Have you ever gone to multiple doctors and each specialist proposed a different solution? You, the patient, are left to decipher which is the correct course of action. This can be a frustrating and stressful decision. Drs. Pnina and Mark Mintz have made it their mission to change this situation for young people who live with what can be devastating neurological disorders.
Dr. Pnina Mintz was born and raised in Israel. She was educated in Israel and the US, and earned her Ph.D. in Molecular and Cellular Biology from Albert Einstein College of Medicine. Dr. Mark Mintz, attended medical school at Rutgers-Robert Wood Johnson Medical School, was a pediatric resident at Albert Einstein /Montefiore Medical Center, and was a Pediatric Neurology fellow at Rutgers-New Jersey Medical School. Individually, they set out to pursue a life of science and service. Together they provide a medical service model that is changing lives.
As neurologists, they realized that services being delivered to children with complex neurological needs were fragmented. Children and their families had to go to many different doctors, and there was no one doctor managing their care. That’s why they developed an innovative health care organization to support special needs populations: The Center for Neurological and Neurodevelopmental Health (CNNH) and the Clinical Research Center of New Jersey (CRCNJ). Opened in 2005 and headquartered in Gibbsboro, NJ, there are branches throughout New Jersey, in Manhattan, and even in Pennsylvania. CNNH’s patients have all types of neurological, neurodevelopmental, and neuropsychiatric conditions such as autism, epilepsy, concussions, migraine, ADHD, Asperger’s disorder, cerebral palsy, speech and language disorder, ADHD, anxiety, obsessive-compulsive disorder, traumatic brain injuries, and more. Services are offered from infancy to across the lifespan.

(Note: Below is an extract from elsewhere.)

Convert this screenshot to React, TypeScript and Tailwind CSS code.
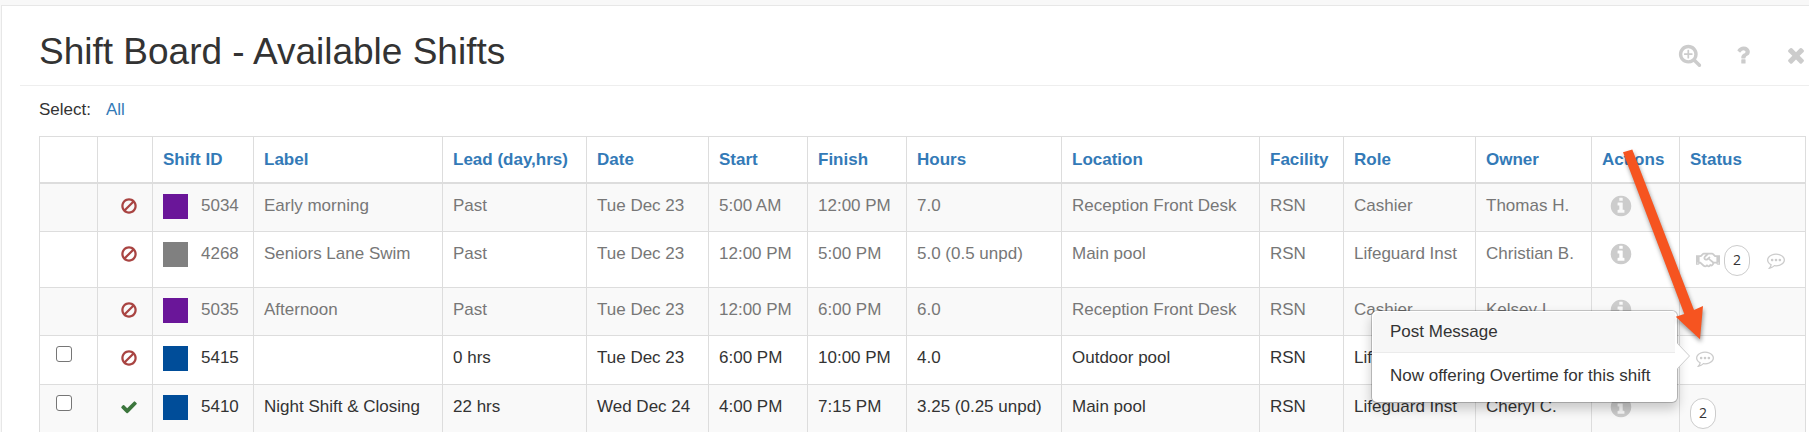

CNNH provides one central place where special needs patients can access complex care. The staff includes board certified physicians in pediatrics, neurology/pediatric neurology, neurodevelopmental disabilities, epilepsy, medical genetics, and sleep medicine. Additionally, there are experienced and board certified neuropsychologists, behavior analysts, and neurologic music therapists. These core clinicians collaborate and are supported by therapists and nurses on staff. With this wide range of medical/clinical professionals, CNNH provides a comprehensive array of assessment, treatment, and support services.
“This is especially important for those who have neurological disorders,” Dr. Pnina Mintz told JLNJ. “It can be difficult to access the specialized care they need.” She adds that when a patient has to go to multiple locations and meet with different doctors, much can fall through the cracks.
When patients go to CNNH, they get a diagnosis culled from a consensus of multiple disciplines and objective testing, resulting in a treatment plan targeting biological causes rather than only symptoms. CNNH prides itself on providing follow up and continuity of care. Dr. Mintz says the key is CNNH’s interdisciplinary approach characterized by regular meeting and gathering where clinicians at CNNH discuss cases and results.
“When we treat a patient, we employ a holistic approach and consider a patient’s overall health,” says Dr. Mintz. “We look at their sleep patterns, diet, genetics, educational, and many more parameters affecting quality of life. We do this because we are interested in making sure they are achieving real outcomes.
We assemble a team and put them around the table. We talk about patients we have evaluated and how best to treat them,” she added. Collaboration is encouraged and ensures that diagnoses and treatment plans are based upon “the collective knowledge of all the clinicians.” More importantly, this uniquely collaborative approach leads to a high degree of accuracy.
CNNH is helpful to families as well. “We educate the family, help them to understand what lies ahead and give them hope,” the doctors told JLNJ. This level of support can relieve anxiety for both the patient and the family. “When we can help patients and their families, we feel satisfied that we’ve done our jobs,” say the Drs. Mintz.